There are also “natural” treatments for the symptoms of menopause that are available over-the-counter, without a prescription. Black cohosh is one that women use, but a couple of clinical trials have shown that it did not relieve hot flashes in postmenopausal women or those approaching menopause. Because of rare reports of serious liver disease, scientists are concerned about the possible effects of black cohosh on the liver. Other “natural” treatments are made from soy or yams. None of these are regulated or approved by the FDA.
What’s right for me?
There is no single answer for all women who are trying to decide whether to use MHT. You have to look at your own needs and weigh your own risks. Here are some questions you can ask yourself and talk to your doctor about:
- Do menopausal symptoms such as hot flashes or vaginal dryness bother me a lot? Like many women, your hot flashes or night sweats will likely go away over time, but vaginal dryness may not. MHT and other options can help with troubling symptoms.
- Am I at risk for developing osteoporosis? Estrogen might protect bone mass while you use it. However, there are other drugs that can protect your bones without MHT’s risks. Talk to your doctor about the risks and benefits of those medicines for you.
- Do I have a history of heart disease or risk factors such as high blood cholesterol? If so, using estrogen and progestin can increase that risk even more.
- Do I have a family history of breast cancer? If you have a family history of breast cancer, check with your doctor about your risk.
- I have high levels of triglycerides and a family history of gallbladder disease. Can I use MHT? The safety of any kind of MHT in women with high levels of triglycerides or a family history of gallbladder disease is not known. But some experts think that using a patch will not raise your triglyceride level or increase your chance of gallbladder problems. Using an oral estrogen pill might.

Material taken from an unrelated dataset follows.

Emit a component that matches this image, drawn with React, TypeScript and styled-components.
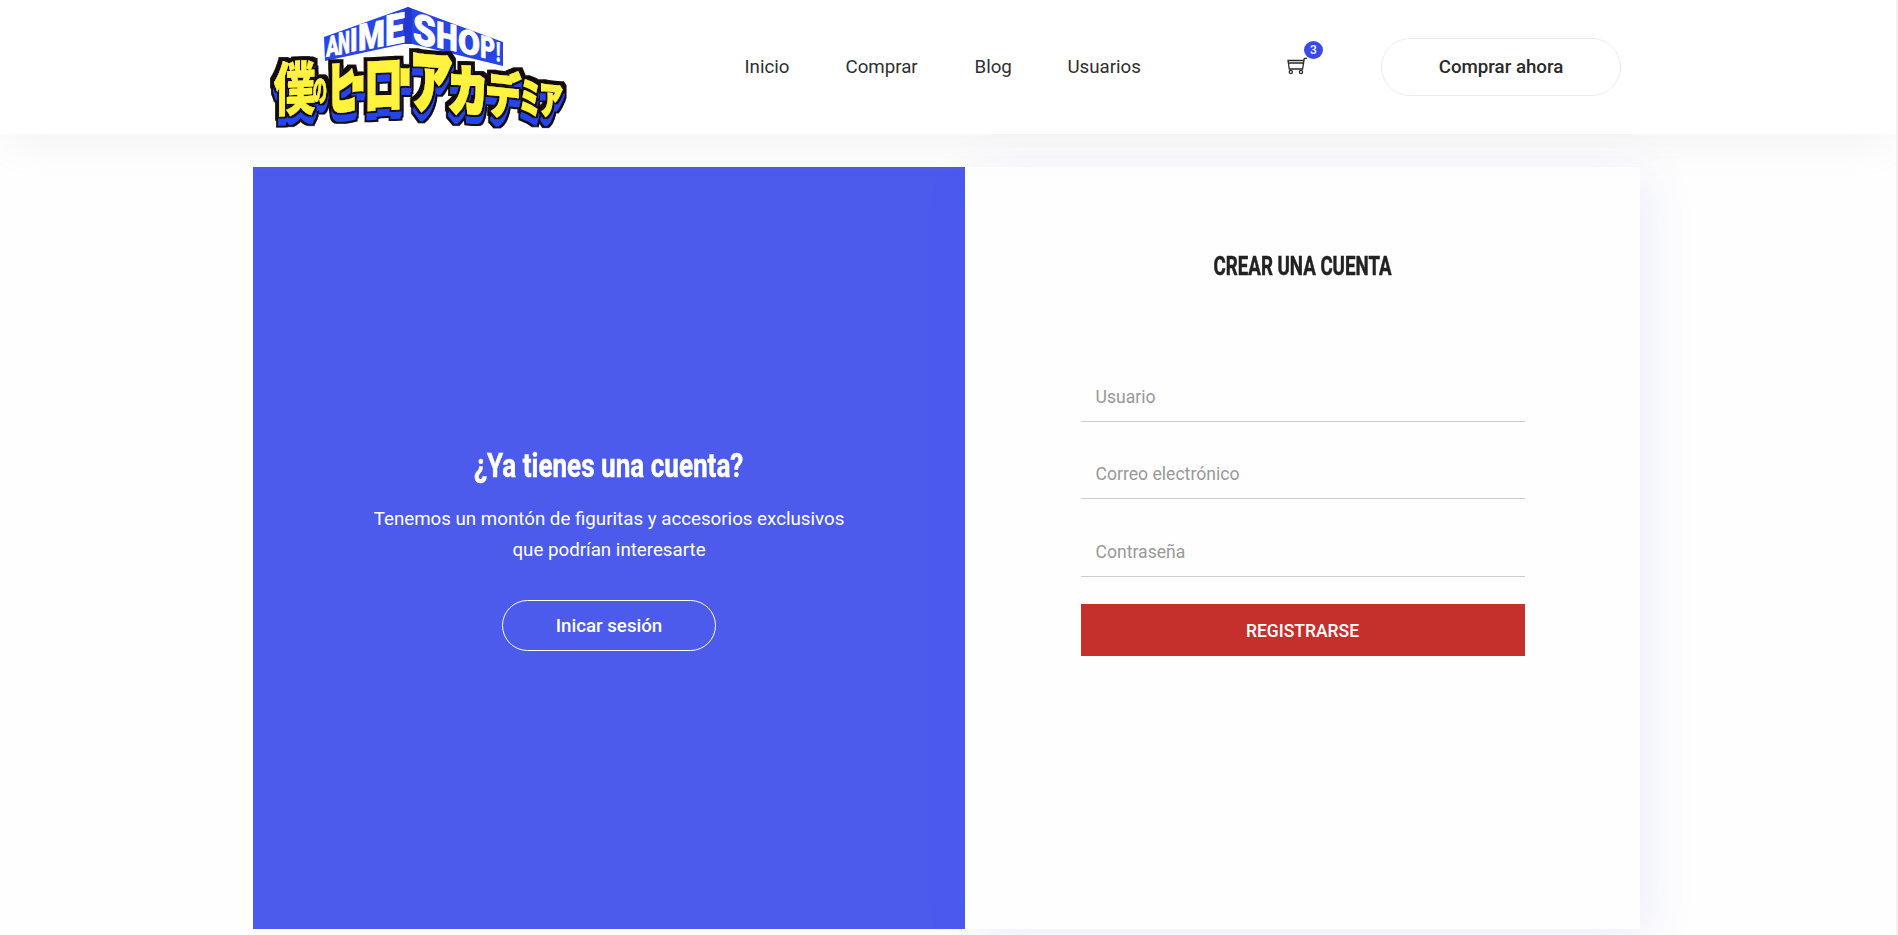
import React from "react";
import styled, { createGlobalStyle } from "styled-components";

const GlobalStyle = createGlobalStyle`
  * { box-sizing: border-box; }
  body {
    margin: 0;
    background: #fefefe;
    color: #2a2a2a;
    font-family: Roboto, "Liberation Sans", sans-serif;
    overflow: hidden;
  }
`;

const Page = styled.div`
  height: 935px;
  overflow: hidden;
  border-right: 2px solid #f1f1f1;
`;

const Header = styled.header`
  position: relative;
  z-index: 2;
  display: flex;
  align-items: center;
  height: 134px;
  padding-left: 255px;
  background: #fff;
  box-shadow: 0 18px 36px -10px rgba(153, 153, 153, 0.12);
`;

const LogoSvg = styled.svg`
  display: block;
  flex: none;
`;

const LogoGlyph = styled.text`
  font-family: "Noto Sans CJK JP", sans-serif;
  font-weight: 900;
  font-size: 100px;
  fill: #fff33d;
  stroke: #fff33d;
`;

const LogoLetter = styled.text`
  font-family: Roboto, sans-serif;
  font-weight: 900;
  font-size: 100px;
  fill: #fff;
  stroke: #fff;
  stroke-width: 2;
`;

const Nav = styled.nav`
  display: flex;
  gap: 56px;
  margin-left: 159.5px;
`;

const NavLink = styled.a<{ $width: number }>`
  width: ${(p) => p.$width}px;
  font-size: 18.7px;
  line-height: 28px;
  white-space: nowrap;
  color: #2f2f2f;
`;

const Cart = styled.div`
  position: relative;
  width: 20px;
  height: 18px;
  margin: -3px 0 0 144.5px;
`;

const CartBadge = styled.span`
  position: absolute;
  left: 17px;
  top: -16px;
  width: 19px;
  height: 18px;
  border-radius: 50%;
  background: #3a49ea;
  color: #fff;
  font-size: 12px;
  font-weight: 500;
  line-height: 18px;
  text-align: center;
`;

const PillButton = styled.button<{ $light?: boolean }>`
  width: ${(p) => (p.$light ? 214 : 240)}px;
  height: ${(p) => (p.$light ? 51 : 58)}px;
  padding: 0;
  border: 1px solid ${(p) => (p.$light ? "#fff" : "#ececec")};
  border-radius: 30px;
  background: transparent;
  color: ${(p) => (p.$light ? "#fff" : "#2a2a2a")};
  font: 500 18.7px Roboto, sans-serif;
`;

const BuyNow = styled(PillButton)`
  margin-left: 74px;
  padding-bottom: 1px;
`;

const Main = styled.main`
  display: flex;
  height: 762px;
  margin: 33px 0 0 253px;
`;

const Promo = styled.section`
  display: flex;
  flex-direction: column;
  align-items: center;
  width: 712px;
  padding-top: 273px;
  background: #4c5bec;
  color: #fff;
`;

const CondensedTitle = styled.h2<{ $size: number; $squeeze: number }>`
  margin: 0;
  font-size: ${(p) => p.$size}px;
  font-weight: 700;
  line-height: 50px;
  white-space: nowrap;
  -webkit-text-stroke: 0.5px currentColor;
  transform: scaleX(${(p) => p.$squeeze});
`;

const PromoText = styled.p`
  margin: 14px 0 0;
  font-size: 18.73px;
  line-height: 31px;
  text-align: center;
`;

const LoginButton = styled(PillButton)`
  margin-top: 34px;
`;

const FormPanel = styled.section`
  display: flex;
  flex-direction: column;
  align-items: center;
  width: 675px;
  padding-top: 74px;
  background: #fefefe;
  color: #222;
  box-shadow: 8px 8px 46px rgba(70, 80, 250, 0.1);
`;

const Form = styled.form`
  display: flex;
  flex-direction: column;
  width: 444px;
  margin-top: 81px;
`;

const Field = styled.input`
  height: 50px;
  margin-bottom: 27px;
  padding: 0 15px;
  border: 0;
  border-bottom: 1px solid #ccc;
  background: transparent;
  font: 400 17.6px Roboto, sans-serif;
  outline: none;
  &:nth-child(2) {
    margin-bottom: 28px;
  }
  &::placeholder {
    color: #999;
    opacity: 1;
  }
`;

const Submit = styled.button`
  height: 52px;
  padding: 1px 0 0;
  border: 0;
  background: #c5302c;
  color: #fff;
  font: 500 17.5px Roboto, sans-serif;
`;

type Glyph = { ch: string; x: number; y: number; w: number; h: number; skew: number; bold: number };

const glyphs: Glyph[] = [
  { ch: "僕", x: 277, y: 65, w: 35, h: 49, skew: -3, bold: 0.3 },
  { ch: "の", x: 314, y: 78, w: 12, h: 26, skew: -4, bold: 1 },
  { ch: "ヒ", x: 330, y: 66, w: 25, h: 47, skew: -5, bold: 6 },
  { ch: "ー", x: 353, y: 58, w: 10, h: 54, skew: -4, bold: 6 },
  { ch: "ロ", x: 367, y: 58, w: 33, h: 54, skew: -3, bold: 3 },
  { ch: "ー", x: 401, y: 50, w: 8, h: 56, skew: 0, bold: 8 },
  { ch: "ア", x: 413, y: 52, w: 36, h: 57, skew: 5, bold: 4 },
  { ch: "カ", x: 451, y: 67, w: 34, h: 46, skew: 3, bold: 5 },
  { ch: "デ", x: 488, y: 73, w: 30, h: 41, skew: 6, bold: 3 },
  { ch: "ミ", x: 521, y: 80, w: 18, h: 34, skew: 5, bold: 4 },
  { ch: "ア", x: 541, y: 83, w: 20, h: 32, skew: 6, bold: 4 },
];

type Letter = { ch: string; x: number; base: number; w: number; h: number; adv: number; slope: number };

const letters: Letter[] = [
  { ch: "A", x: 326, base: 57, w: 13, h: 20, adv: 69, slope: -0.2 },
  { ch: "N", x: 338, base: 55, w: 12, h: 22, adv: 71, slope: -0.2 },
  { ch: "I", x: 350, base: 52, w: 8, h: 23, adv: 32, slope: -0.2 },
  { ch: "M", x: 358, base: 51, w: 27, h: 26, adv: 88, slope: -0.2 },
  { ch: "E", x: 385, base: 46, w: 20, h: 30, adv: 57, slope: -0.2 },
  { ch: "S", x: 413, base: 43, w: 23, h: 30, adv: 63, slope: 0.22 },
  { ch: "H", x: 436, base: 47, w: 22, h: 26, adv: 71, slope: 0.22 },
  { ch: "O", x: 458, base: 52, w: 22, h: 24, adv: 69, slope: 0.22 },
  { ch: "P", x: 480, base: 57, w: 15, h: 22, adv: 65, slope: 0.22 },
  { ch: "!", x: 496, base: 61, w: 5, h: 19, adv: 32, slope: 0.22 },
];

function Logo() {
  return (
    <LogoSvg width="330" height="134" viewBox="255 0 330 134">
      <defs>
        <filter id="block" filterUnits="userSpaceOnUse" x="255" y="30" width="330" height="104">
          <feMorphology in="SourceAlpha" operator="dilate" radius="2" result="rim" />
          <feMorphology in="SourceAlpha" operator="dilate" radius="1" result="thick" />
          <feOffset in="thick" dy="8" result="low" />
          <feOffset in="thick" dx="1" dy="5" result="mid" />
          <feMerge result="depth">
            <feMergeNode in="mid" />
            <feMergeNode in="low" />
          </feMerge>
          <feMerge result="all">
            <feMergeNode in="rim" />
            <feMergeNode in="depth" />
          </feMerge>
          <feMorphology in="all" operator="dilate" radius="2" result="outer" />
          <feFlood floodColor="#120b10" result="ink" />
          <feComposite in="ink" in2="outer" operator="in" result="outerInk" />
          <feComposite in="ink" in2="rim" operator="in" result="rimInk" />
          <feFlood floodColor="#2745e8" result="blue" />
          <feComposite in="blue" in2="depth" operator="in" result="depthBlue" />
          <feMerge>
            <feMergeNode in="outerInk" />
            <feMergeNode in="depthBlue" />
            <feMergeNode in="rimInk" />
            <feMergeNode in="SourceGraphic" />
          </feMerge>
        </filter>
      </defs>
      <path d="M324 37 408 7 503 42V66L408 43 325 61Z" fill="#2745e8" />
      <path d="M404 9 408 7 412 9V44H404Z" fill="#2038d0" />
      {letters.map((l) => (
        <LogoLetter
          key={l.ch}
          transform={`matrix(${l.w / l.adv} ${(l.slope * l.w) / l.adv} 0 ${l.h / 71} ${l.x} ${l.base})`}
        >
          {l.ch}
        </LogoLetter>
      ))}
      <g filter="url(#block)">
        {glyphs.map((g, i) => (
          <LogoGlyph
            key={i}
            x={-8}
            y={79}
            strokeWidth={g.bold}
            transform={`translate(${g.x} ${g.y}) skewY(${g.skew}) scale(${g.w / 84} ${g.h / 84})`}
          >
            {g.ch}
          </LogoGlyph>
        ))}
      </g>
    </LogoSvg>
  );
}

function CartIcon() {
  return (
    <svg width="20" height="18" viewBox="0 0 20 18" fill="none" stroke="#2a2a2a" strokeWidth="1.3">
      <path d="M20 1.3H17.3L15.6 12H2.3L1 3.5H16.8M1.4 6H16.2" />
      <circle cx="3.8" cy="15" r="1.6" />
      <circle cx="14" cy="15" r="1.6" />
    </svg>
  );
}

export default function App() {
  return (
    <Page>
      <GlobalStyle />
      <Header>
        <Logo />
        <Nav>
          <NavLink $width={45}>Inicio</NavLink>
          <NavLink $width={73}>Comprar</NavLink>
          <NavLink $width={37}>Blog</NavLink>
          <NavLink $width={75}>Usuarios</NavLink>
        </Nav>
        <Cart>
          <CartIcon />
          <CartBadge>3</CartBadge>
        </Cart>
        <BuyNow>Comprar ahora</BuyNow>
      </Header>
      <Main>
        <Promo>
          <CondensedTitle $size={34} $squeeze={0.767}>¿Ya tienes una cuenta?</CondensedTitle>
          <PromoText>
            Tenemos un montón de figuritas y accesorios exclusivos
            <br />
            que podrían interesarte
          </PromoText>
          <LoginButton $light>Inicar sesión</LoginButton>
        </Promo>
        <FormPanel>
          <CondensedTitle $size={26.6} $squeeze={0.703}>CREAR UNA CUENTA</CondensedTitle>
          <Form>
            <Field placeholder="Usuario" />
            <Field placeholder="Correo electrónico" />
            <Field placeholder="Contraseña" type="password" />
            <Submit type="button">REGISTRARSE</Submit>
          </Form>
        </FormPanel>
      </Main>
    </Page>
  );
}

- Do I have liver disease or a history of stroke or blood clots in my veins? MHT, especially taken by mouth, might not be safe for you to use.

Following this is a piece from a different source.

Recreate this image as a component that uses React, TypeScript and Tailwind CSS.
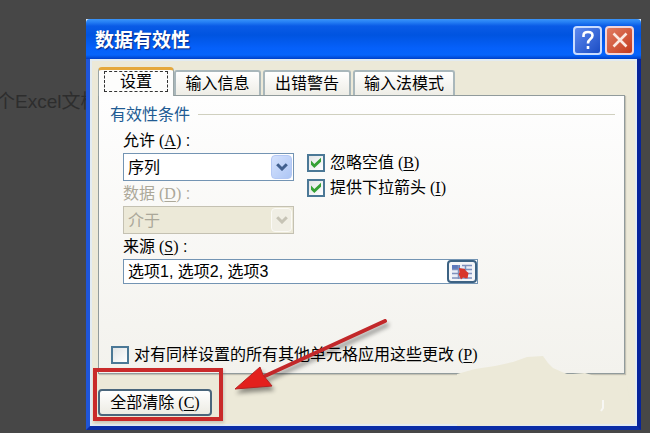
import { useState } from "react"
import type { ReactNode } from "react"

const tabs = [
  { label: "输入信息", width: "w-[87px]" },
  { label: "出错警告", width: "w-[88px]" },
  { label: "输入法模式", width: "w-[102px]" },
]

function Key({ children }: { children: string }) {
  return (
    <span className="ml-1 font-['Liberation_Serif','Noto_Sans_CJK_SC',serif] text-[16px]">
      (<span className="underline underline-offset-2">{children}</span>)
    </span>
  )
}

function CheckField({ id, initial, children }: { id: string; initial: boolean; children: ReactNode }) {
  const [checked, setChecked] = useState(initial)

  return (
    <div className="flex h-[25px] items-center gap-[5px]">
      <span className="grid shrink-0 place-items-center">
        <input
          id={id}
          type="checkbox"
          checked={checked}
          onChange={() => setChecked(!checked)}
          className="col-start-1 row-start-1 size-[18px] appearance-none border-2 border-[#4b7896] bg-gradient-to-br from-[#e2e5e6] to-white"
        />
        {checked && (
          <svg viewBox="0 0 12 12" className="pointer-events-none col-start-1 row-start-1 size-3">
            <path d="M1 3.500v4.200L4.300 11 11 4.800V.8L4.300 7z" fill="#35a135" />
          </svg>
        )}
      </span>
      <label htmlFor={id} className="whitespace-nowrap">
        {children}
      </label>
    </div>
  )
}

function SelectField({ id, value, disabled }: { id: string; value: string; disabled?: boolean }) {
  return (
    <div className="grid h-7 items-center">
      <select
        id={id}
        disabled={disabled}
        className={`col-start-1 row-start-1 h-7 w-full appearance-none border pl-1 opacity-100 outline-none ${
          disabled ? "border-[#c4c1b2] bg-[#ece9d8] text-[#aaa799]" : "border-[#7394b3] bg-white text-black"
        }`}
      >
        <option>{value}</option>
      </select>
      <span
        className={`pointer-events-none col-start-1 row-start-1 mr-[2px] grid h-6 w-[21px] place-items-center justify-self-end rounded-sm border ${
          disabled
            ? "border-[#fbfaf6] bg-[#f0eee4] text-[#c6c3b5]"
            : "border-[#b4c8f4] bg-gradient-to-br from-[#d5e2fd] to-[#adc6f5] text-[#41608f]"
        }`}
      >
        <svg viewBox="0 0 12 8" className="h-2 w-3" fill="none" stroke="currentColor" strokeWidth="3">
          <path d="M1.2 1.2 6 6l4.800-4.800" />
        </svg>
      </span>
    </div>
  )
}

function TitleBar() {
  return (
    <div className="bg-[#dbe8f8]">
      <header className="flex h-10 items-center justify-between rounded-t-[4px] bg-[linear-gradient(#3b94f8_0,#2680f4_3px,#0a5be6_7px,#0054e0_16px,#0560fa_29px,#0664fb_36px,#003fc7_40px)] pr-[7px] pl-[9px]">
        <h1 className="pt-1 text-[19px] leading-6 font-bold text-white [text-shadow:1px_1px_1px_#0b2a86]">
          数据有效性
        </h1>
        <div className="flex gap-[3px] pt-[2px]">
          <button
            type="button"
            aria-label="帮助"
            className="grid size-[29px] place-items-center rounded-[4px] border-2 border-[#c9dcff] bg-gradient-to-br from-[#5d88ee] to-[#1a4cc4]"
          >
            <svg viewBox="0 0 20 22" className="h-[22px] w-5" fill="none" stroke="#fff" strokeWidth="2.6">
              <path d="M5.500 8V6.500q0-3.500 4.500-3.500t4.500 3.500q0 2-2.300 3.700T10 14.500" />
              <path d="M10 17v3" />
            </svg>
          </button>
          <button
            type="button"
            aria-label="关闭"
            className="grid size-[29px] place-items-center rounded-[4px] border-2 border-[#f3d5d8] bg-gradient-to-br from-[#e07c62] to-[#c4391a]"
          >
            <svg viewBox="0 0 18 18" className="size-[18px]" stroke="#fbe9e2" strokeWidth="2.6">
              <path d="m2.500 2.500 13 13m0-13-13 13" />
            </svg>
          </button>
        </div>
      </header>
    </div>
  )
}

function RangeIcon() {
  return (
    <svg viewBox="0 0 22 16" className="h-4 w-[22px]">
      <path d="M1 1h20v14H1z" fill="#e9eef8" />
      <path d="M1 1h8v4H1z" fill="#5c78bd" />
      <path d="M1 5.500h20M1 9.500h20M1 14h20M11 1.500h10M7.500 1v14M14.500 1v14" stroke="#7f91bd" strokeWidth="1.500" />
      <path d="m8 4 6 1 .5 1.500 3 2.500-1 5.500-4.500-1-2 2-2.500-5.500 1-1.500z" fill="#d8352a" />
    </svg>
  )
}

export default function App() {
  return (
    <div className="relative flex min-h-screen items-start overflow-hidden bg-[#474747] pt-[19px] pr-[9px] font-['Liberation_Sans','Noto_Sans_CJK_SC',sans-serif] text-[16px] text-black">
      <p className="flex w-[86px] shrink-0 justify-start overflow-hidden pt-[69px] text-[19px] leading-7 whitespace-nowrap text-[#2d2d2d]">
        <span className="-ml-1">个Excel文档</span>
      </p>

      <main className="relative min-w-0 flex-1 border-x-4 border-b-4 border-l-[#1f55d8] border-r-[#06239a] border-b-[#0a2ca6] bg-[#ece9d8]">
        <div className="-mx-1">
          <TitleBar />
        </div>

        <div className="border-2 border-[#e2ebf2] pt-[6px] pr-[10px] pl-[6px]">
          <div role="tablist" className="flex items-end">
            <button
              type="button"
              role="tab"
              aria-selected="true"
              className="relative z-10 -mb-px h-[29px] w-[76px] rounded-t-[4px] border-x border-t-[3px] border-x-[#9aa5a6] border-t-[#e5a83c] bg-[#fdfdfc] px-[5px] pt-px pb-1"
            >
              <span className="block h-[21px] border border-dashed border-[#333] leading-5">设置</span>
            </button>
            <div className="flex gap-[2px]">
              {tabs.map((tab) => (
                <button
                  key={tab.label}
                  type="button"
                  role="tab"
                  aria-selected="false"
                  className={`h-[25px] rounded-t-[3px] border-2 border-b-0 border-[#a9b7bb] bg-gradient-to-b from-white to-[#eeede6] leading-5 whitespace-nowrap ${tab.width}`}
                >
                  {tab.label}
                </button>
              ))}
            </div>
          </div>

          <section className="border border-[#919b9c] bg-gradient-to-b from-[#fefefe] to-[#f3f2ed] pt-[6px] pb-[6px] leading-[25px] shadow-[1px_1px_1px_#c3c1b4]">
            <div className="flex items-center gap-2 pr-[9px] pl-[11px]">
              <h2 className="text-[#215b93]">有效性条件</h2>
              <span className="h-px flex-1 bg-[#d0d0bf]" />
            </div>

            <div className="mt-px pl-6">
              <div className="flex gap-[13px]">
                <div className="w-[171px]">
                  <label htmlFor="allow" className="block h-[25px]">
                    允许<Key>A</Key> :
                  </label>
                  <SelectField id="allow" value="序列" />
                  <label htmlFor="data" className="block h-[25px] text-[#aca899]">
                    数据<Key>D</Key> :
                  </label>
                  <SelectField id="data" value="介于" disabled />
                </div>
                <div className="pt-[22px]">
                  <CheckField id="ignore" initial>
                    忽略空值<Key>B</Key>
                  </CheckField>
                  <CheckField id="dropdown" initial>
                    提供下拉箭头<Key>I</Key>
                  </CheckField>
                </div>
              </div>

              <label htmlFor="source" className="block h-[25px]">
                来源<Key>S</Key> :
              </label>
              <div className="flex h-[25px] w-[355px] border border-[#7394b3] bg-white">
                <input
                  id="source"
                  type="text"
                  defaultValue="选项1, 选项2, 选项3"
                  className="min-w-0 flex-1 pl-1 outline-none"
                />
                <button
                  type="button"
                  aria-label="选择区域"
                  className="grid w-[30px] place-items-center rounded-[4px] border-2 border-[#3c6283] bg-[#f4f5f8]"
                >
                  <RangeIcon />
                </button>
              </div>
            </div>

            <div className="mt-[58px] pl-3">
              <CheckField id="apply" initial={false}>
                对有同样设置的所有其他单元格应用这些更改<Key>P</Key>
              </CheckField>
            </div>
          </section>

          <div className="pt-[15px] pb-2">
            <div className="relative z-10 w-fit">
              <button
                type="button"
                className="h-[27px] w-[114px] rounded-[4px] border-2 border-[#4a667c] bg-gradient-to-b from-white to-[#ecebe3] leading-5 whitespace-nowrap"
              >
                全部清除<Key>C</Key>
              </button>
              <span className="pointer-events-none absolute -top-[21px] -right-[11px] -bottom-[5px] -left-[5px] border-4 border-[#c92a2a] shadow-[1px_2px_3px_#7775]" />
            </div>
          </div>
        </div>

        {/* patch over the lower right corner */}
        <svg viewBox="0 0 180 70" className="pointer-events-none absolute right-[2px] bottom-0 h-[70px] w-[180px]">
          <path
            d="M2 18 20 13 40 10 58 6 72 1 88 0 93 7 98 12 107 16 112 18 118 18 130 17 143 21 158 22 172 30 176 50 168 64 130 68 20 70H2z"
            fill="#ece9d8"
          />
          <path d="M148 44v8l-2 3" fill="none" stroke="#f7f7f4" strokeWidth="2" />
        </svg>

        {/* arrow pointing at the clear button */}
        <svg
          viewBox="0 0 160 80"
          className="pointer-events-none absolute bottom-[32px] left-[143px] h-20 w-40 drop-shadow-[2px_4px_2px_#0006]"
        >
          <path d="M152 7 32 62" stroke="#c2282a" strokeWidth="4" strokeLinecap="round" />
          <path d="M2 75 27 53 30 61 39 72z" fill="#e3201d" stroke="#b52222" strokeWidth="1" />
        </svg>
      </main>
    </div>
  )
}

In all cases, talk to your doctor about how best to treat or prevent your menopause symptoms or diseases for which you are at risk.
If you are already using menopausal hormone therapy and think you would like to stop, first ask your doctor how to do that. Some doctors suggest tapering off slowly.
Whatever decision you make now about using MHT is not final. You can start or end the treatment at any time, although, as we learned from the WHI, it appears that it is best not to start MHT many years after menopause. If you stop, some of your risks will lessen over time, but so will the benefits. Discuss your decision about menopausal hormone therapy with your doctor at your annual checkup.
MHT is not one size fits all
Cathy realized that talking to her friends about what each is doing to relieve menopause symptoms was helpful, but that her decision needed to be just for her. And she was sure that basing her decision just on what she heard on a TV show might not be the best way to choose. She tried to find sources of information that seemed to be unbiased and didn’t have a product to promote. She felt most comfortable with science-based websites like the National Institutes of Health, the U.S. Food and Drug Administration, or doctors’ professional groups.
Each woman is different, and the decision for each one about menopausal hormone therapy will probably also be different. But, almost every research study helps give women and their doctors more information to answer the question: Is menopausal hormone therapy right for me?